■ Problem
Scan the material below for the string "styles", and copy every line where it shows up.

■ Extracted material
--*--

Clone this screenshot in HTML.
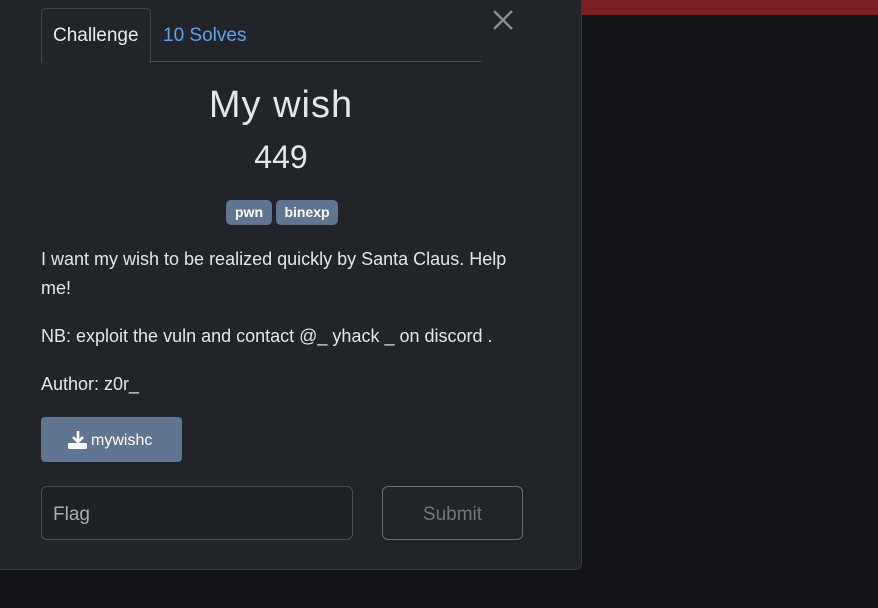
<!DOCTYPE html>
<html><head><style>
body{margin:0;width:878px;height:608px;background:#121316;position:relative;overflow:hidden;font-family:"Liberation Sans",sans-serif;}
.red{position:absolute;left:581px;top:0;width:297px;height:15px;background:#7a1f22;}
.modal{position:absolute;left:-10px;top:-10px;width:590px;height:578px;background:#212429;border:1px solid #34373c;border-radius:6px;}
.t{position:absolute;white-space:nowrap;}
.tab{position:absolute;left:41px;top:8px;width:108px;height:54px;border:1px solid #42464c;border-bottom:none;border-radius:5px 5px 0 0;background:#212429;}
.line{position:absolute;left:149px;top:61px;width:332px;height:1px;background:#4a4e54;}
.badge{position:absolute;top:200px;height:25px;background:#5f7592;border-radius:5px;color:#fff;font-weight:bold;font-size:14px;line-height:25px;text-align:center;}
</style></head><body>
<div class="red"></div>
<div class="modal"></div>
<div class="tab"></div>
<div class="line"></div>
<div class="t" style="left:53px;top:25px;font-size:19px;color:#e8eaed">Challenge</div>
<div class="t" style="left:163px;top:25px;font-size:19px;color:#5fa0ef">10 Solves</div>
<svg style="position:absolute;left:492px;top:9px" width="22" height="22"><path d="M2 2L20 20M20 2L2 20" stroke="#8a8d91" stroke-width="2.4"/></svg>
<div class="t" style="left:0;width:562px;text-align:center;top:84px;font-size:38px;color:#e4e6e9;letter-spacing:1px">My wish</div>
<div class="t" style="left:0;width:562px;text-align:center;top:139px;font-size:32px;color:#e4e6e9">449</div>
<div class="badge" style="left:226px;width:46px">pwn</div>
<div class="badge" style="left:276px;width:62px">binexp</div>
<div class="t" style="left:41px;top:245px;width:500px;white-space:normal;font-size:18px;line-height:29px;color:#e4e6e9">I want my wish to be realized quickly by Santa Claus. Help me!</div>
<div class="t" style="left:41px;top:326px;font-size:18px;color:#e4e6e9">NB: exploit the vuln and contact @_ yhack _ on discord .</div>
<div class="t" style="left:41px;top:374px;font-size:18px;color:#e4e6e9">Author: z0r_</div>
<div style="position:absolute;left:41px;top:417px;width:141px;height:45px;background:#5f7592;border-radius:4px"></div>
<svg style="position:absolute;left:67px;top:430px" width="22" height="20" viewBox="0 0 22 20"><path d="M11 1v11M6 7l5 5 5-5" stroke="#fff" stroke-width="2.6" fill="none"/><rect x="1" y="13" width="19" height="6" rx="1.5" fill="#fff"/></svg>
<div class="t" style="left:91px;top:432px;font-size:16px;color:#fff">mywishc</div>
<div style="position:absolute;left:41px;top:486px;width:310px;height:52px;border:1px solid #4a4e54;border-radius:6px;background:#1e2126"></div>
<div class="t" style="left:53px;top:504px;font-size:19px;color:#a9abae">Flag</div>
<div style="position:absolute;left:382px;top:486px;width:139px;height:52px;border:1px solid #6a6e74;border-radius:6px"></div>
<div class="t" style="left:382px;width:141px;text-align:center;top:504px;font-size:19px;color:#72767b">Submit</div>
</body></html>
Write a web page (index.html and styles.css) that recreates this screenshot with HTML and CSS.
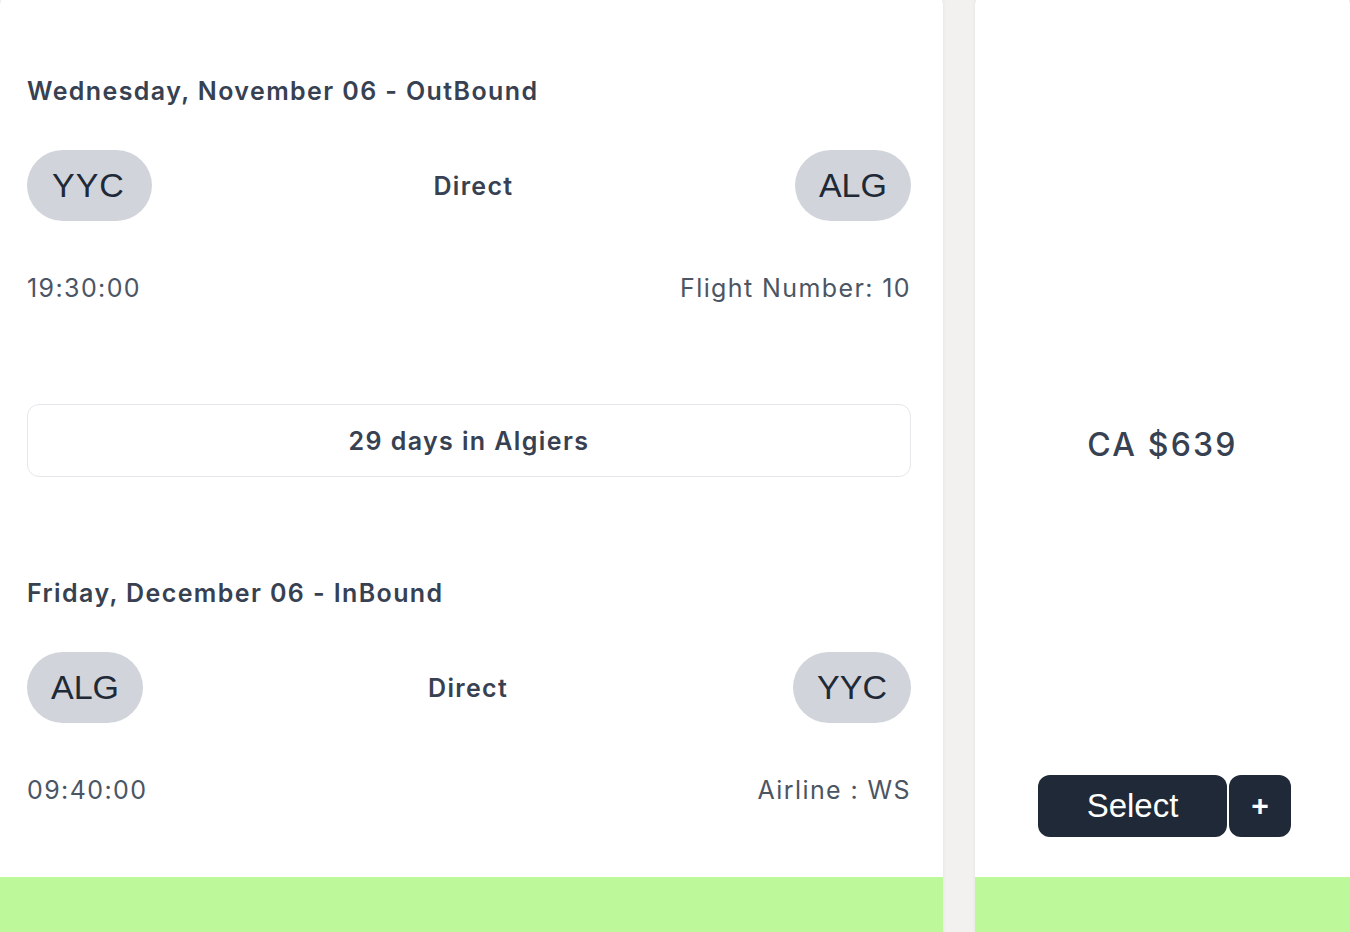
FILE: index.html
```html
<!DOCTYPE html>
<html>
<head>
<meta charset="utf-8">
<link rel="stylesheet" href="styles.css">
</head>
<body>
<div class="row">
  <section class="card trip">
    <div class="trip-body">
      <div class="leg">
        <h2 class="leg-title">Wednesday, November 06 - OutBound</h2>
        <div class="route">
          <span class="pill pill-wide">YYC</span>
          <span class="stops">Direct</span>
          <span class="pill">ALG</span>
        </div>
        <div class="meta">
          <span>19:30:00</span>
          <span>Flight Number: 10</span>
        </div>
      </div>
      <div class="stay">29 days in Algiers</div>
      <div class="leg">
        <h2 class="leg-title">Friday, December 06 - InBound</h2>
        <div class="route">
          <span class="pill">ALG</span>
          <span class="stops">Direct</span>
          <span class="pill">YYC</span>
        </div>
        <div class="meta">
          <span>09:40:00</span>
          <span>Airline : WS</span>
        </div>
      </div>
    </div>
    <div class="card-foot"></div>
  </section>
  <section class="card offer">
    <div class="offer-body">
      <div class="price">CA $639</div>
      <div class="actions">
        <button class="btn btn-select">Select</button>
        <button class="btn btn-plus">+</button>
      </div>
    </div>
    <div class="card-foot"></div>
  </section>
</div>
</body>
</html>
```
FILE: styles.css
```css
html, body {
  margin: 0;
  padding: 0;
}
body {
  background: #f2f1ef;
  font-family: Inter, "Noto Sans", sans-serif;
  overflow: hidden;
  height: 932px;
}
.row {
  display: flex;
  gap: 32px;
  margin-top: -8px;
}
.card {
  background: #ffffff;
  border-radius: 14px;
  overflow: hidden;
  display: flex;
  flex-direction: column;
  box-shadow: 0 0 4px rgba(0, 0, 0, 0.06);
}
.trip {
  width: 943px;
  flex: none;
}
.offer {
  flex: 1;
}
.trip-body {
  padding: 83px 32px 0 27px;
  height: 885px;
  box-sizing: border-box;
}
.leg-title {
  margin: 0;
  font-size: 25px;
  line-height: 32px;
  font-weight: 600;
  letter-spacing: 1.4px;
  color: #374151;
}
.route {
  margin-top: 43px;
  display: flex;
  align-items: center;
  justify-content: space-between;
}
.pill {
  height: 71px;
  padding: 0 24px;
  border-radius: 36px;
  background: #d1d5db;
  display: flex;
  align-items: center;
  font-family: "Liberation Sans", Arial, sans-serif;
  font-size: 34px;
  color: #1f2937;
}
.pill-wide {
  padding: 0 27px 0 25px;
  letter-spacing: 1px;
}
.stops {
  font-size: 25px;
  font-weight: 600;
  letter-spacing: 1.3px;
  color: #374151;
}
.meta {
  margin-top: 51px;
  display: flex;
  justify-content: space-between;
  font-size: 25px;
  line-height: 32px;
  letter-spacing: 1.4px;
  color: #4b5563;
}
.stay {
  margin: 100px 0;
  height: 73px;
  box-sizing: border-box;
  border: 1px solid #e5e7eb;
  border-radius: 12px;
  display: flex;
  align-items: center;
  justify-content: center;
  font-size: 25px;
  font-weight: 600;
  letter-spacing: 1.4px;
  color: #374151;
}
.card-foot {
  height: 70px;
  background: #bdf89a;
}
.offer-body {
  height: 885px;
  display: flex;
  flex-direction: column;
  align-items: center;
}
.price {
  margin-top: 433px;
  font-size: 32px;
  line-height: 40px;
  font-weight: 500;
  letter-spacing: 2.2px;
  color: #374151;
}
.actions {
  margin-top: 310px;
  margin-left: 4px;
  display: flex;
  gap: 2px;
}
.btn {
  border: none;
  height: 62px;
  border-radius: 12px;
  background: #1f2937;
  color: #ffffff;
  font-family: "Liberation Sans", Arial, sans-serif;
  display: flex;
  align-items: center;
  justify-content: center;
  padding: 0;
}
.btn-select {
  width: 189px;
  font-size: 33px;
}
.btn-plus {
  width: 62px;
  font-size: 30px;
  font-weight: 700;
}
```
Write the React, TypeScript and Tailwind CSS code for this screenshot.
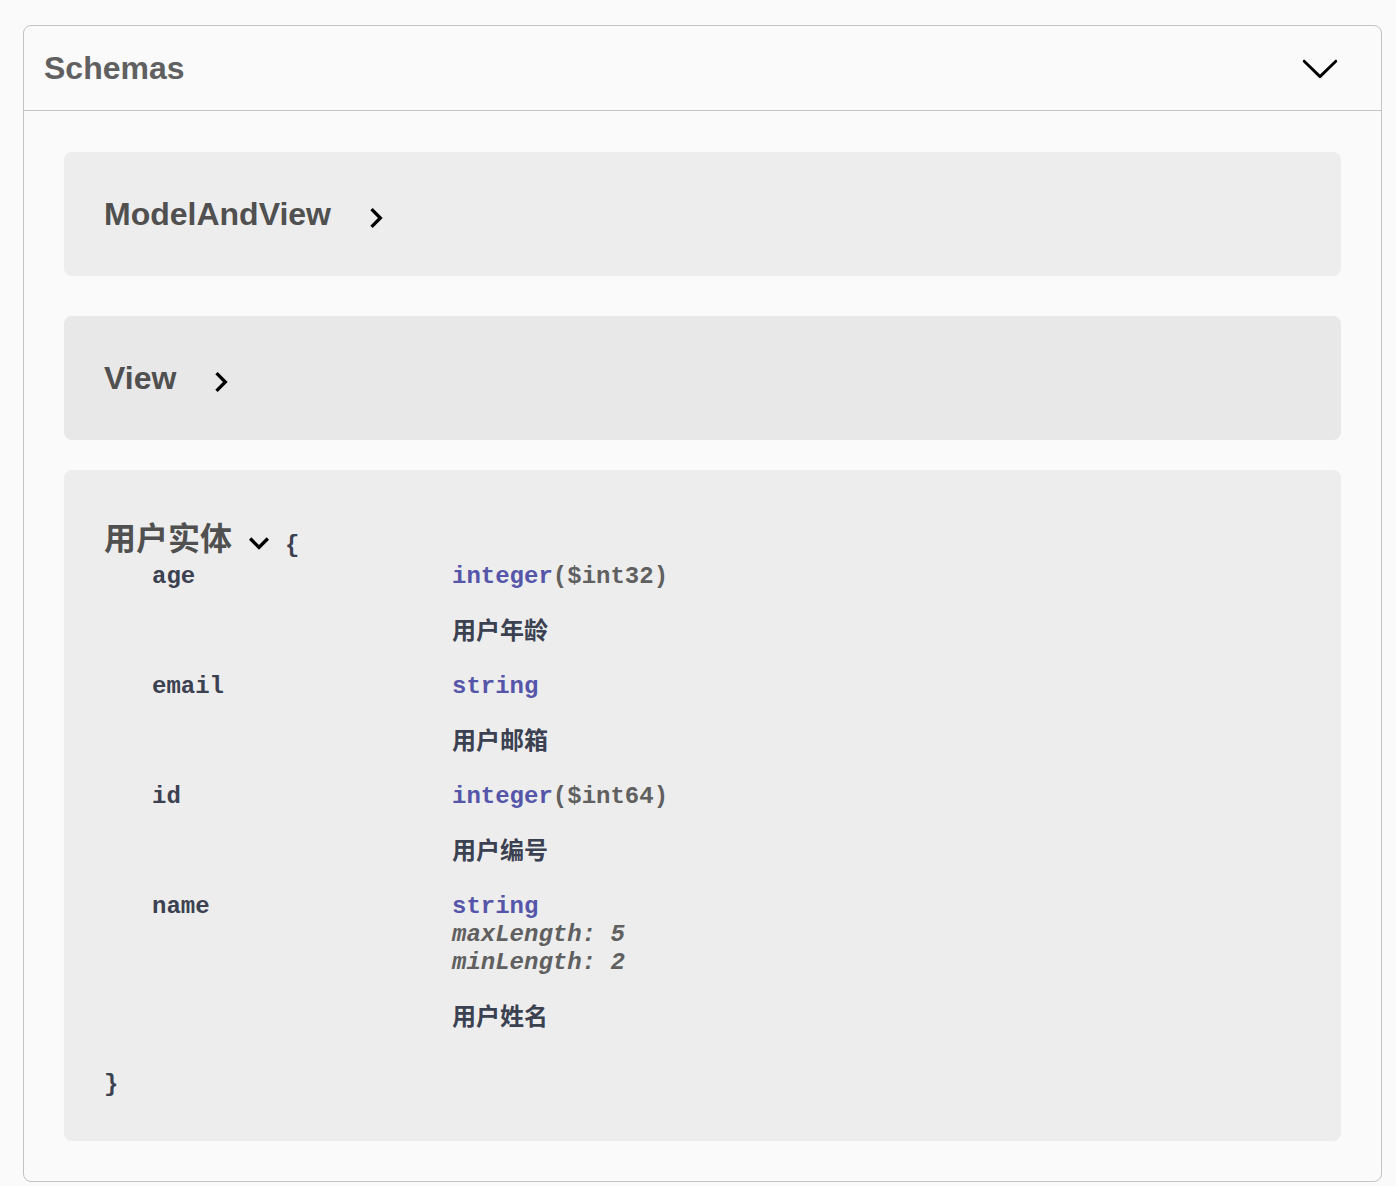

--*--

■ Written answer
Write a web page (index.html and styles.css) that recreates this screenshot with HTML and CSS.
<link rel="stylesheet" href="styles.css">
FILE: styles.css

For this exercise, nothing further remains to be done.